>> Begin DATA SUPPLIED

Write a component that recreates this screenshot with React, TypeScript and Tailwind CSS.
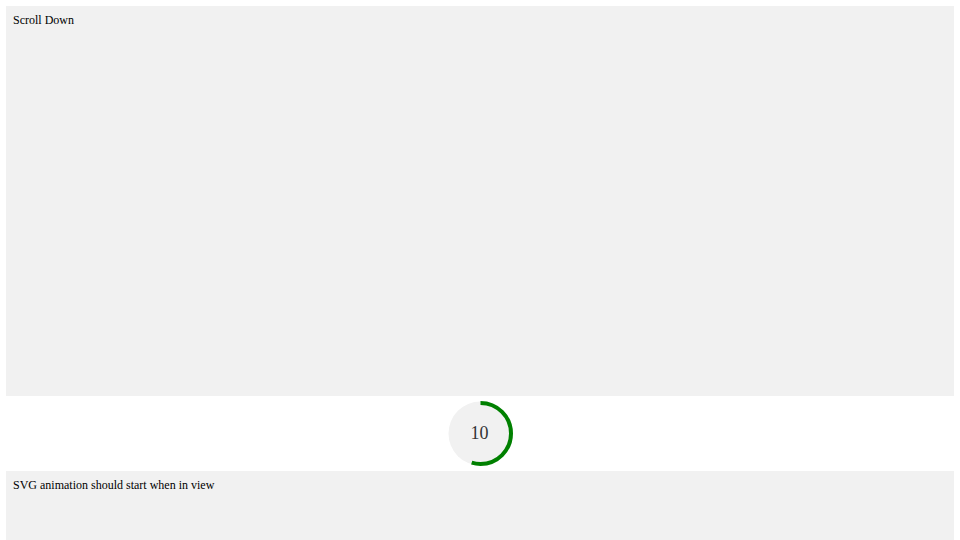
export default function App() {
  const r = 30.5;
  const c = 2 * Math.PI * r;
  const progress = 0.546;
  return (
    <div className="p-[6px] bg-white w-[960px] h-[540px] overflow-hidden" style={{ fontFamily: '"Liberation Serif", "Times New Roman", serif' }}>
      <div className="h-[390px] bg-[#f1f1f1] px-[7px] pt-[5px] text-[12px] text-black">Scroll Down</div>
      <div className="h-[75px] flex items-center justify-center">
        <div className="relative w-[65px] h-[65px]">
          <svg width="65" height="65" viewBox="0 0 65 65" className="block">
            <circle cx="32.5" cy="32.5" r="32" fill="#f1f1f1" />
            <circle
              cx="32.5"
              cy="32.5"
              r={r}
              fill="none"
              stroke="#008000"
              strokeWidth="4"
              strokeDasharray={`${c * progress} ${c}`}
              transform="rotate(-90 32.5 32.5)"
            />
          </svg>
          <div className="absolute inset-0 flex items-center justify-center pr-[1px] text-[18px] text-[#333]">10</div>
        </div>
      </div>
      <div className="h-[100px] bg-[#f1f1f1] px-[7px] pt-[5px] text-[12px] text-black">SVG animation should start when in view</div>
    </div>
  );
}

>> End DATA SUPPLIED
>> Begin DATA SUPPLIED

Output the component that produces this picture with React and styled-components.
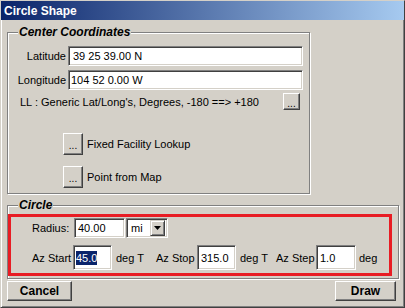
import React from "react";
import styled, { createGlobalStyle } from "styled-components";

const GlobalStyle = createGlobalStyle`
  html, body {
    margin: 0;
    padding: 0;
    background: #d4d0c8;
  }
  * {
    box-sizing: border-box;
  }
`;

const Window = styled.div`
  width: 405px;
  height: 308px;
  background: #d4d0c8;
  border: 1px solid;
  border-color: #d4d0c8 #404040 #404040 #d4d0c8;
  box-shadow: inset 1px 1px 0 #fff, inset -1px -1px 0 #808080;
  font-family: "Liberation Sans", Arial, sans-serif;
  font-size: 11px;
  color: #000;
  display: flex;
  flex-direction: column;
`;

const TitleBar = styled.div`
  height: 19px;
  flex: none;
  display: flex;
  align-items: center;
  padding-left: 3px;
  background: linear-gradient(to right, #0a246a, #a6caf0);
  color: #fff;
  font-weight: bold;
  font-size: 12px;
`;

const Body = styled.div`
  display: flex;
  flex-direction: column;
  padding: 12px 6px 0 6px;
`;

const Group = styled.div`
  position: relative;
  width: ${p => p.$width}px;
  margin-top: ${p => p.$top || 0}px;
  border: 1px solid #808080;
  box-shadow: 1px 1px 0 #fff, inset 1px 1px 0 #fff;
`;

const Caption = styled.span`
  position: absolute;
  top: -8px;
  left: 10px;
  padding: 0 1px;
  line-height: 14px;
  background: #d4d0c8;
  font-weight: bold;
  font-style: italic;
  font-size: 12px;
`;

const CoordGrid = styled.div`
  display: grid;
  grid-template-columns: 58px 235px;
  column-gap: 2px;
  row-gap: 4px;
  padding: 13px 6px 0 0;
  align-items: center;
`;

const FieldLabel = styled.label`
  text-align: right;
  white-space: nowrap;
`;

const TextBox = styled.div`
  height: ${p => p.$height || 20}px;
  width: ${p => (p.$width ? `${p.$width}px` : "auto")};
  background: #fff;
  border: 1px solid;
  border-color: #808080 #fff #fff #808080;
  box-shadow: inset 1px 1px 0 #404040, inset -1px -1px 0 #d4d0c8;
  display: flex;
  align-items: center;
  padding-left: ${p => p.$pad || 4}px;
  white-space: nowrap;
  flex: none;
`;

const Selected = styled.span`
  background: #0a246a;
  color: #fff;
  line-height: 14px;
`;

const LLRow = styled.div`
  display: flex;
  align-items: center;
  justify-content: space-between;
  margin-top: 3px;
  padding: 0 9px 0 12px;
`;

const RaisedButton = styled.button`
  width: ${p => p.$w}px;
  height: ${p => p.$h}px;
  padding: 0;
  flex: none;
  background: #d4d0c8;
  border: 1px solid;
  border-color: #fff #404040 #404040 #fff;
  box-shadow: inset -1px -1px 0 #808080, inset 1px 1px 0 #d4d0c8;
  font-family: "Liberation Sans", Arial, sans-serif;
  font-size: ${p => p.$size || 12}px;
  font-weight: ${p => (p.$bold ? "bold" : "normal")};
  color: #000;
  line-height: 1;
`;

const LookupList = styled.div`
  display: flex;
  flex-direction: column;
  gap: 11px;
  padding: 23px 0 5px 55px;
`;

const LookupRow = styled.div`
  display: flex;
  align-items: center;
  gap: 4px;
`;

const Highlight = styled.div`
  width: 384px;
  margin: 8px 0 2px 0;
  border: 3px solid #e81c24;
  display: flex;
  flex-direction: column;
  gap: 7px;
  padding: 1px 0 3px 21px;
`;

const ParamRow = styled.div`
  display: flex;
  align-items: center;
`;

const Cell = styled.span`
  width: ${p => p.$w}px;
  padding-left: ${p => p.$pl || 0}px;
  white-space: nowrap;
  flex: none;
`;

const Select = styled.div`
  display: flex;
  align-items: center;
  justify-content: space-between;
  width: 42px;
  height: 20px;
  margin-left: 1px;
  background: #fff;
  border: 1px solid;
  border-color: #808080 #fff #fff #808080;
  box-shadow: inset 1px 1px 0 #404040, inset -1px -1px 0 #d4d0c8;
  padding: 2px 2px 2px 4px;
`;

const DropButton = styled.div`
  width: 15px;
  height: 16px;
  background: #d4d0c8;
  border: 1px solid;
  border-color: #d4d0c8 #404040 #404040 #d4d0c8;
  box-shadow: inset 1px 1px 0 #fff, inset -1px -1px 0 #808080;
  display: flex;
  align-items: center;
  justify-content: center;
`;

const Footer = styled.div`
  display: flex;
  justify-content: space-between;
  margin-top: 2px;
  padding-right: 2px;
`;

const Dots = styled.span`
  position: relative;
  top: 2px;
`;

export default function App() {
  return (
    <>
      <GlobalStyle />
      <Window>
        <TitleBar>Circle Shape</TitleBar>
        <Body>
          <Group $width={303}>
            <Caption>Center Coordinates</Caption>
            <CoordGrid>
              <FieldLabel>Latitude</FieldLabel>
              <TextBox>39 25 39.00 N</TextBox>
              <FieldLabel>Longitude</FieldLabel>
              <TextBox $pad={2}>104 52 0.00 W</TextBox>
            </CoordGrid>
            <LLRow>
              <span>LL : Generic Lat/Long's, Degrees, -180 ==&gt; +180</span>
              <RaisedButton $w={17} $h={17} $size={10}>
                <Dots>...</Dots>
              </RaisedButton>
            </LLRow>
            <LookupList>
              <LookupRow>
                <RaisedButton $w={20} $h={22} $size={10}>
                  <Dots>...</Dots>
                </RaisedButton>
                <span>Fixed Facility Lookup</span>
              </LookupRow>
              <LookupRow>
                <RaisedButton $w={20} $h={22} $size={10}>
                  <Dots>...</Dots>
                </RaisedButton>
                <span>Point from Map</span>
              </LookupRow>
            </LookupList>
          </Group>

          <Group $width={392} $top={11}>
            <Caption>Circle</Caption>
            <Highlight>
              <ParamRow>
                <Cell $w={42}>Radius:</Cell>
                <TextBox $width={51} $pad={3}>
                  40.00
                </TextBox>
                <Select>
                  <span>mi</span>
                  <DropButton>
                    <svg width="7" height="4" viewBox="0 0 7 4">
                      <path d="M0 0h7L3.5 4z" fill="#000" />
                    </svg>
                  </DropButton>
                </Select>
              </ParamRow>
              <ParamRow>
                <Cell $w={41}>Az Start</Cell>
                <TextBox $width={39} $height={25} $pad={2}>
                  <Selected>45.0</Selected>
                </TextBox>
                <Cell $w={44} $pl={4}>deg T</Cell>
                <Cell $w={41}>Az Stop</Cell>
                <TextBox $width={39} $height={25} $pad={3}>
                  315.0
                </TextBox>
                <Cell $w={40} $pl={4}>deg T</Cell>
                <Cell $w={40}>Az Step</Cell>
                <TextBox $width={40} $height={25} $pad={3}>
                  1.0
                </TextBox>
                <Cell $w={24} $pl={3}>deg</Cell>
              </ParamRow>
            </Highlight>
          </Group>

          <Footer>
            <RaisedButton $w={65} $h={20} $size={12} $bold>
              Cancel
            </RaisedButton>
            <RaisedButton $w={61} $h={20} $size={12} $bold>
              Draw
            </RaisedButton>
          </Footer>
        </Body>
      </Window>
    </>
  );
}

>> End DATA SUPPLIED

TASK TO COMPLETE.
Copy all lines in the listing above where the string "that" appears.

SOLUTION TO THIS EXERCISE.
Write a component that recreates this screenshot with React, TypeScript and Tailwind CSS.
Output the component that produces this picture with React and styled-components.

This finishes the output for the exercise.